There were no speeches that second time around. Major Allison wasn't happy with what Master Gutman could spare. He hadn't seen a supply train in a long while, and his men in their ghost grey coats were thin and angry and didn't want to fight the blue coats anymore. So Major Allison asked for just about every hog Master Gutman had, and when that didn't go over so well, Major Allison let out his breath and said he needed to go out to the outhouse, and he got up and walked out. A moment later, his Second Lieutenant came in with some infantry and they put a mini ball into Master Gutman's skull. I'm sure they shot Bill the overseer as well, since I never saw him after that, but my Momma had some sense and took me out the back and we watched from the woods as the soldiers burned the house to the ground. Then they had Uncle and the others run all the hogs up to the hill to die. I think I remember that it took all night and much of the next day to butcher them all out, and they left the innards and the rest on the ground to spoil.
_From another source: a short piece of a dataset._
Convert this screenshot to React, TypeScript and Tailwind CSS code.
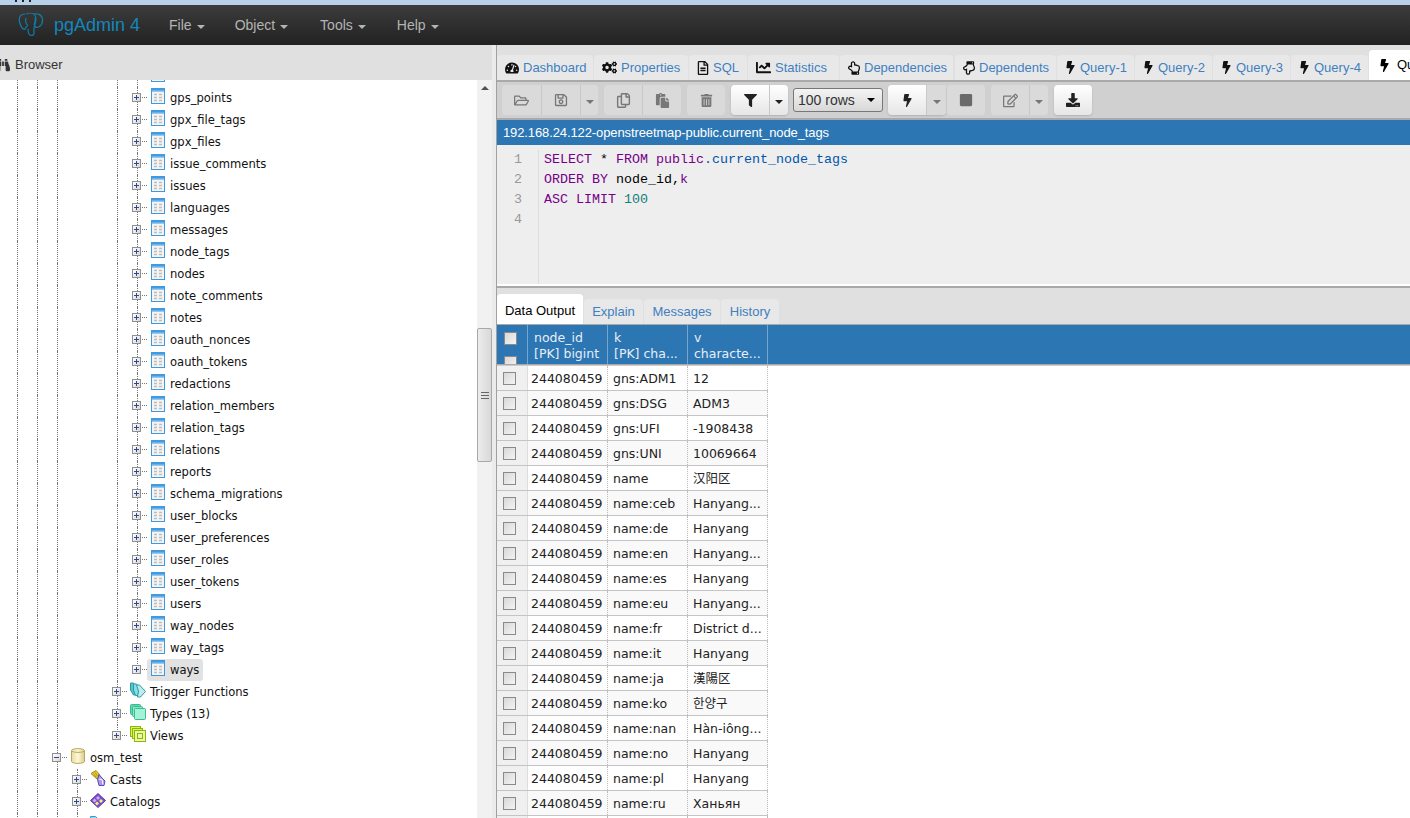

Master Gutman may have been my Daddy, but I was not unhappy to see him go. My Momma hated the sight of him, but I was never anything more than another hog to him. I am sure things would have changed had I been just a little bit older before he died, and had I caught his attentions in the way that my Momma did. In any case, that night the Lieutenant sent Master Gutman on over to the other side, I was glad that the house was afire and I didn't have to scrub his brains off the floor for him after what he made my Momma go through. I said as much to my Momma, and she looked at me with her eyes all up in tears, and she asked me that night if I saw how God can sometimes answer prayer. I thought it was a funny way to do it, but I didn't say anything else but "yes, Momma," because that's what I always said. At times like that, I can almost see that it makes sense. It's good to believe in hell because then you can imagine people like Master Gutman burning there with a hole in his head, and it makes you feel good to be alive.